14.06.2007 tarih ve 5189/1 sayılı “5018 sayılı Kanun Çerçevesinde Sorumlu Tutulacak Görevli ve Yetkililerin Belirlenmesi Hakkında Sayıştay Genel Kurul Kararı”nın “sorumlular” başlıklı 3. bölümünde de, harcama yetkililerinin, harcama talimatlarının ve buna konu olan harcamaların bütçe ilke ve esaslarına, kanun, tüzük ve yönetmelikler ile diğer mevzuata uygunluğundan sorumlu olduklarına; aslî bir gerçekleştirme belgesi olan ödeme emri belgesini düzenleyen sıfatıyla imzalayan gerçekleştirme görevlisinin, düzenlediği belge ile birlikte harcama sürecindeki diğer belgelerin doğruluğundan ve mevzuata uygunluğundan harcama yetkilisi ile birlikte sorumlu tutulması gerektiğine karar verilmiştir.
Anılan hususlar birlikte değerlendirildiğinde; harcama yetkililerinin, gerçekleştirme görevlileri ile birlikte harcama talimatlarının ve buna konu olan harcamaların bütçe ilke ve esaslarına, kanun, tüzük ve yönetmelikler ile diğer mevzuata uygunluğundan sorumlu tutulmaları gerekmektedir.

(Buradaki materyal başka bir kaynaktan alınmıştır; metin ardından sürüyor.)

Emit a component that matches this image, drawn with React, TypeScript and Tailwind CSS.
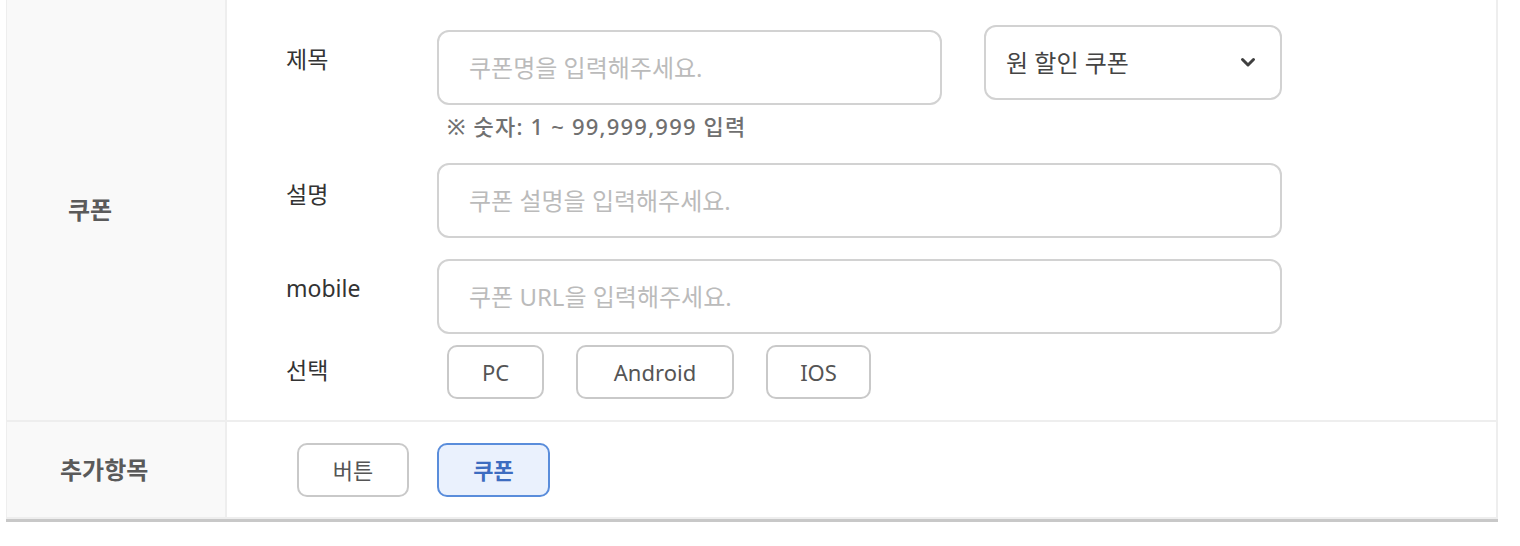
import React from "react";

const font = { fontFamily: '"Noto Sans", "Noto Sans CJK KR", sans-serif' };

function Chevron() {
  return (
    <svg width="16" height="11" viewBox="0 0 16 11" fill="none">
      <path d="M2.5 2.5 L8 8 L13.5 2.5" stroke="#3f3f3f" strokeWidth="3" strokeLinecap="round" strokeLinejoin="round" />
    </svg>
  );
}

function Chip({ label, w, active }: { label: string; w: string; active?: boolean }) {
  return (
    <button
      className={
        active
          ? `${w} h-[54px] rounded-[10px] border-2 border-[#5a8ddb] bg-[#eaf1fd] text-[22px] font-bold text-[#3d6cc0]`
          : `${w} h-[54px] rounded-[10px] border-2 border-[#c9c9c9] bg-white text-[22px] text-[#555555]`
      }
    >
      {label}
    </button>
  );
}

export default function App() {
  return (
    <div className="w-[1520px] h-[546px] bg-white" style={font}>
      <div className="ml-[6px] w-[1492px] border-l border-r-2 border-[#eeeeee] border-b-0">
        {/* Row 1 */}
        <div className="flex border-b-2 border-[#eeeeee]">
          <div className="w-[220px] shrink-0 bg-[#f9f9f9] border-r-2 border-[#eeeeee] flex items-center pl-[61px]">
            <span className="text-[24px] font-bold text-[#5a5a5a]">쿠폰</span>
          </div>
          <div className="flex-1 pl-[59px] pt-[25px] pb-[21px] flex flex-col">
            {/* 제목 */}
            <div className="flex items-start">
              <div className="w-[151px] shrink-0 pt-[16px] text-[23px] text-[#333333] leading-[36px]">제목</div>
              <div className="flex flex-col">
                <div className="flex items-start gap-[42px]">
                  <div className="mt-[5px] w-[505px] h-[75px] rounded-[12px] border-2 border-[#d2d2d2] flex items-center px-[30px]">
                    <span className="text-[24px] text-[#bbbbbb]">쿠폰명을 입력해주세요.</span>
                  </div>
                  <div className="w-[298px] h-[75px] rounded-[12px] border-2 border-[#d2d2d2] flex items-center justify-between pl-[20px] pr-[24px]">
                    <span className="text-[24px] text-[#444444]">원 할인 쿠폰</span>
                    <Chevron />
                  </div>
                </div>
                <div className="pl-[10px] pt-[6px] pb-[2px] text-[22px] font-medium tracking-[1.2px] text-[#707070] leading-[30px]">
                  ※ 숫자: 1 ~ 99,999,999 입력
                </div>
              </div>
            </div>
            {/* 설명 */}
            <div className="flex items-start mt-[20px]">
              <div className="w-[151px] shrink-0 pt-[13px] text-[23px] text-[#333333] leading-[36px]">설명</div>
              <div className="w-[845px] h-[75px] rounded-[12px] border-2 border-[#d2d2d2] flex items-center px-[30px]">
                <span className="text-[24px] text-[#bbbbbb]">쿠폰 설명을 입력해주세요.</span>
              </div>
            </div>
            {/* mobile */}
            <div className="flex items-start mt-[21px]">
              <div className="w-[151px] shrink-0 pt-[11px] text-[23px] text-[#333333] leading-[36px]">mobile</div>
              <div className="w-[845px] h-[75px] rounded-[12px] border-2 border-[#d2d2d2] flex items-center px-[30px]">
                <span className="text-[24px] text-[#bbbbbb]">쿠폰 URL을 입력해주세요.</span>
              </div>
            </div>
            {/* 선택 */}
            <div className="flex items-center mt-[11px]">
              <div className="w-[161px] shrink-0 text-[23px] text-[#333333] leading-[36px] -mt-[4px]">선택</div>
              <div className="flex gap-[32px]">
                <Chip label="PC" w="w-[97px]" />
                <Chip label="Android" w="w-[158px]" />
                <Chip label="IOS" w="w-[105px]" />
              </div>
            </div>
          </div>
        </div>
        {/* Row 2 */}
        <div className="flex border-b-2 border-[#eeeeee]">
          <div className="w-[220px] shrink-0 bg-[#f9f9f9] border-r-2 border-[#eeeeee] flex items-center pl-[53px]">
            <span className="text-[24px] font-bold text-[#5a5a5a]">추가항목</span>
          </div>
          <div className="flex-1 pl-[70px] pt-[21px] pb-[20px] flex gap-[28px]">
            <Chip label="버튼" w="w-[112px]" />
            <Chip label="쿠폰" w="w-[113px]" active />
          </div>
        </div>
      </div>
      <div className="ml-[6px] w-[1492px] h-[3px] bg-[#c8c8c8]" />
    </div>
  );
}
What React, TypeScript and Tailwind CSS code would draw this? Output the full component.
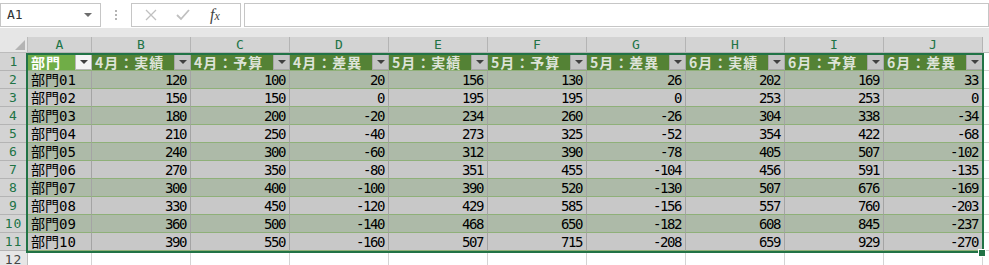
import React from "react";

const cols = ["A", "B", "C", "D", "E", "F", "G", "H", "I", "J"];
const headers = ["部門", "4月：実績", "4月：予算", "4月：差異", "5月：実績", "5月：予算", "5月：差異", "6月：実績", "6月：予算", "6月：差異"];
const data: number[][] = [
  [120, 100, 20, 156, 130, 26, 202, 169, 33],
  [150, 150, 0, 195, 195, 0, 253, 253, 0],
  [180, 200, -20, 234, 260, -26, 304, 338, -34],
  [210, 250, -40, 273, 325, -52, 354, 422, -68],
  [240, 300, -60, 312, 390, -78, 405, 507, -102],
  [270, 350, -80, 351, 455, -104, 456, 591, -135],
  [300, 400, -100, 390, 520, -130, 507, 676, -169],
  [330, 450, -120, 429, 585, -156, 557, 760, -203],
  [360, 500, -140, 468, 650, -182, 608, 845, -237],
  [390, 550, -160, 507, 715, -208, 659, 929, -270],
];

const mono = "font-['DejaVu_Sans_Mono','Noto_Sans_CJK_JP',monospace]";
const jp = "font-['Noto_Sans_CJK_JP',sans-serif]";

function colWidth(i: number) {
  return i === 0 ? "w-[64px]" : "w-[99px]";
}

function FilterButton({ active }: { active?: boolean }) {
  return (
    <div
      className={`w-[17px] h-[16px] shrink-0 flex items-center justify-center border ${
        active ? "bg-[#f4f4f4] border-[#b8b8b8]" : "bg-[#c4c4c4] border-[#a8a8a8]"
      }`}
    >
      <div className="w-0 h-0 border-l-[4px] border-r-[4px] border-t-[4px] border-l-transparent border-r-transparent border-t-[#404040]" />
    </div>
  );
}

export default function App() {
  return (
    <div className="relative w-[989px] h-[265px] overflow-hidden bg-white text-black">
      {/* formula bar */}
      <div className="h-[28px] flex items-start pt-[3px]">
        <div className="w-[101px] h-[24px] border border-[#c6c6c6] flex items-center justify-between pl-[6px] pr-[8px]">
          <span className={`${mono} text-[13px] text-[#333]`}>A1</span>
          <div className="w-0 h-0 border-l-[4px] border-r-[4px] border-t-[4px] border-l-transparent border-r-transparent border-t-[#6d6d6d]" />
        </div>
        <div className="w-[30px] h-[24px] flex flex-col items-center justify-center gap-[2px]">
          <div className="w-[2px] h-[2px] bg-[#b4b4b4]" />
          <div className="w-[2px] h-[2px] bg-[#b4b4b4]" />
          <div className="w-[2px] h-[2px] bg-[#b4b4b4]" />
        </div>
        <div className="w-[110px] h-[24px] border border-[#c6c6c6] flex items-center">
          <svg width="12" height="12" viewBox="0 0 12 12" className="ml-[13px]">
            <path d="M1 1L11 11M11 1L1 11" stroke="#c0c0c0" strokeWidth="1.3" />
          </svg>
          <svg width="14" height="12" viewBox="0 0 14 12" className="ml-[19px]">
            <path d="M1 6L5 10L13 1" stroke="#c0c0c0" strokeWidth="1.8" fill="none" />
          </svg>
          <span className="ml-[20px] font-['Liberation_Serif',serif] italic text-[16px] text-[#444] leading-none">
            f<span className="text-[12px]">x</span>
          </span>
        </div>
        <div className="flex-1 ml-[3px] h-[24px] border border-[#c6c6c6]" />
      </div>
      <div className="h-[9px] bg-[#e6e6e6]" />

      {/* column headers */}
      <div className="flex h-[16px]">
        <div className="relative w-[28px] shrink-0 bg-[#e6e6e6] border-r border-b border-[#bcbcbc]">
          <svg width="10" height="10" viewBox="0 0 10 10" className="absolute right-[2px] bottom-[2px]">
            <polygon points="10,0 10,10 0,10" fill="#b4b4b4" />
          </svg>
        </div>
        {cols.map((c, i) => (
          <div
            key={c}
            className={`${colWidth(i)} shrink-0 bg-[#d3d3d3] border-r border-b border-[#b4b4b4] flex items-center justify-center ${mono} text-[13px] text-[#217346] leading-none`}
          >
            {c}
          </div>
        ))}
        <div className="flex-1 bg-[#e6e6e6] border-b border-[#bcbcbc]" />
      </div>

      {/* row 1: table header */}
      <div className="flex h-[18px]">
        <div className={`w-[28px] shrink-0 bg-[#d3d3d3] border-r border-b border-[#b4b4b4] flex items-center justify-center ${mono} text-[13px] text-[#217346]`}>
          1
        </div>
        {headers.map((h, i) => (
          <div
            key={h}
            className={`${colWidth(i)} shrink-0 flex items-center justify-between pl-[3px] border-b border-[#8fb079] ${
              i === 0 ? "bg-[#70ad47] text-white" : "bg-[#548235] text-[#dde3d8]"
            }`}
          >
            <span className={`${jp} font-bold text-[14px] leading-none tracking-[1px] whitespace-nowrap`}>{h}</span>
            <FilterButton active={i === 0} />
          </div>
        ))}
        <div className="flex-1 border-b border-[#d4d4d4]" />
      </div>

      {/* data rows */}
      {data.map((row, r) => {
        const band = r % 2 === 0;
        const bg = band ? "bg-[#adbaa8]" : "bg-[#c8c8c8]";
        const name = `部門${String(r + 1).padStart(2, "0")}`;
        return (
          <div key={r} className="flex h-[18px]">
            <div className={`w-[28px] shrink-0 bg-[#d3d3d3] border-r border-b border-[#b4b4b4] flex items-center justify-center ${mono} text-[13px] text-[#217346] tracking-[1px]`}>
              {r + 2}
            </div>
            <div className={`w-[64px] shrink-0 ${bg} border-r border-b border-r-[#a4a4a4] border-b-[#8fb079] flex items-center pl-[3px] ${mono} text-[14px] leading-none whitespace-nowrap`}>
              {name}
            </div>
            {row.map((v, i) => (
              <div
                key={i}
                className={`w-[99px] shrink-0 ${bg} border-r border-b border-r-[#a4a4a4] border-b-[#8fb079] flex items-center justify-end pr-[4px] ${mono} text-[14px] leading-none tracking-[-1.4px]`}
              >
                {v}
              </div>
            ))}
            <div className="flex-1 border-b border-[#d4d4d4]" />
          </div>
        );
      })}

      {/* row 12 */}
      <div className="flex h-[18px]">
        <div className={`w-[28px] shrink-0 bg-[#e6e6e6] border-r border-[#bcbcbc] flex items-center justify-center ${mono} text-[13px] text-[#444] tracking-[1px]`}>
          12
        </div>
        {cols.map((c, i) => (
          <div key={c} className={`${colWidth(i)} shrink-0 border-r border-[#d4d4d4]`} />
        ))}
        <div className="flex-1" />
      </div>

      {/* selection outline */}
      <div className="absolute left-[26px] top-[53px] w-[958px] h-[200px] border-2 border-[#217346] pointer-events-none" />
      <div className="absolute left-[978px] top-[249px] w-[8px] h-[8px] bg-[#217346] border border-white" />
    </div>
  );
}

Ayrıca Dilekçi Danıştay İçtihatları Birleştirme Genel Kurulunun 22.12.1973 tarih ve 1968/8 Esas ve 1973/14 Karar sayılı kararına istinaden tazmin hükmünün kaldırılmasını istemişse de, Anayasanın 160. maddesinin birinci ve ikinci fıkralarındaki “… Sayıştay’ın kesin hükümleri hakkında ilgililer yazılı bildirim tarihinden itibaren onbeş gün içinde bir kereye mahsus olmak üzere karar düzeltilmesi isteminde bulunabilirler. Bu kararlar dolayısıyla idari yargı yoluna başvurulamaz.
Vergi, benzeri mali yükümlülükler ve ödevler hakkında Danıştay ile Sayıştay kararları arasındaki uyuşmazlıklarda Danıştay kararları esas alınır.” ve 832 sayılı Sayıştay Kanunu’nun 65. maddesindeki “.. genel mahkemelerce verilen hükümler, Sayıştay’ın hesap ve işlemleri yönünden denetimine ve hükmüne engel değildir…” hükümlerine göre, Anayasal bir kuruluş olan Sayıştayın, Anayasa ve kendi kanunundan kaynaklanan denetim ve yargılama yetkisini kullanması sonucu verilen Sayıştay ilamlarına, Danıştayca vergi konusunda verilen kararlar hariç, idari ve genel mahkemelerce verilen kararlar bir engel teşkil etmemektedir.
Bununla birlikte, 832 sayılı Kanunun 66. maddesinde belirtildiği üzere Sayıştay, sayman hesaplarını Sayıştaya noksansız verildiği tarihten itibaren 2 yıl içinde yargılamakla mükellef olup, ilgili mevzuatta Sayıştay’ın yargılama süresine ilişkin başkaca bir sınırlama bulunmamaktadır.
Bu itibarla, dilekçi iddialarının reddedilerek 1385 sayılı Ek İlam’ın 1. maddesi ile verilen tazmin hükmünün TASDİKİNE,
Karar verildiği 13.05.2014 tarih ve 39023 sayılı tutanakta yazılı olmakla işbu ilam tanzim kılındı.